Amid a transatlantic talent war that has US firms driving up City salaries, London has quietly banked a strategic win. Data shared with City AM by Search Acumen shows that a quarter of senior AI hires at leading UK and US law firms are based in London — “streets ahead” of New York’s 10%.

English law as the moat

The numbers point to depth as well as concentration. Some 36% of senior AI hires in the UK are qualified lawyers, against 33% in the US, suggesting British firms are embedding legal judgement into their AI functions rather than treating them as pure tech roles. The UK is home to 315 legaltech and AI businesses — about 44% of all such European startups — and more than 790 active legal-technology firms overall, 61% of them headquartered in London. Search Acumen’s Andrew Lloyd argued the data should “put to bed” fears about AI disrupting London’s pre-eminence as a global legal centre.

There are caveats. US firms are still more likely to have a senior AI hire in place — 96% versus 76% in the UK — and Britain continues to trail America on overall AI investment, even as the wider sector hits a record £8.3bn. The bet rests less on capital than on the global pull of English law, which underpins a vast share of international contracts and disputes.

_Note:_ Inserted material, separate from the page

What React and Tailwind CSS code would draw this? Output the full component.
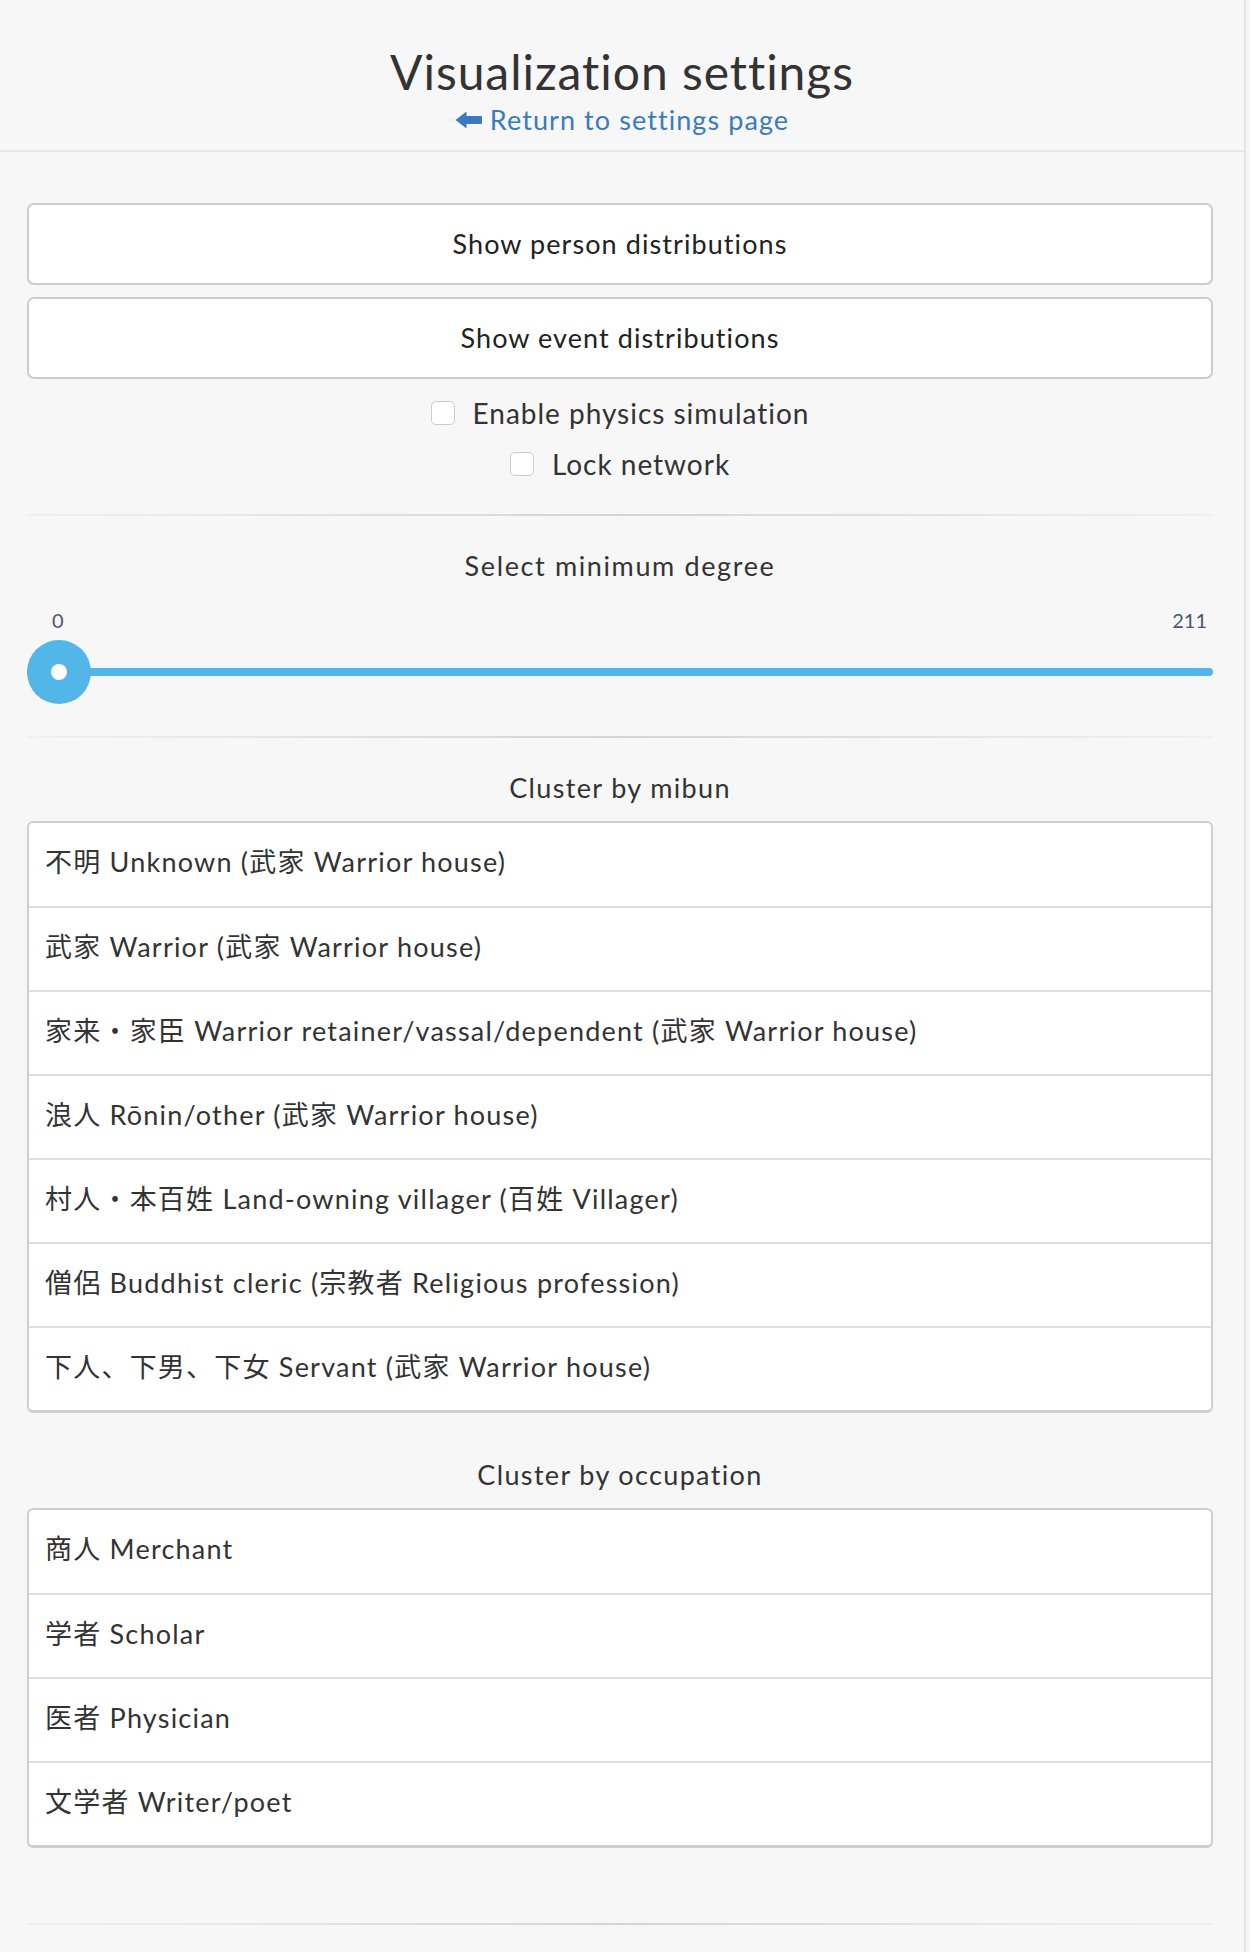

The momentum is visible in homegrown scaleups such as Luminance, whose chief executive has made the case for building proprietary AI models rather than renting them, and in the first English court case won by an AI law firm.

Looking forward

The prize, as Lloyd frames it, is a “virtuous cycle”: a deep legal market and high-end expertise attracting AI investment, which in turn sharpens the City’s edge. The test is whether London can convert infrastructure spending and senior hires into genuine productivity and exportable products — rather than simply concentrating job titles in one postcode.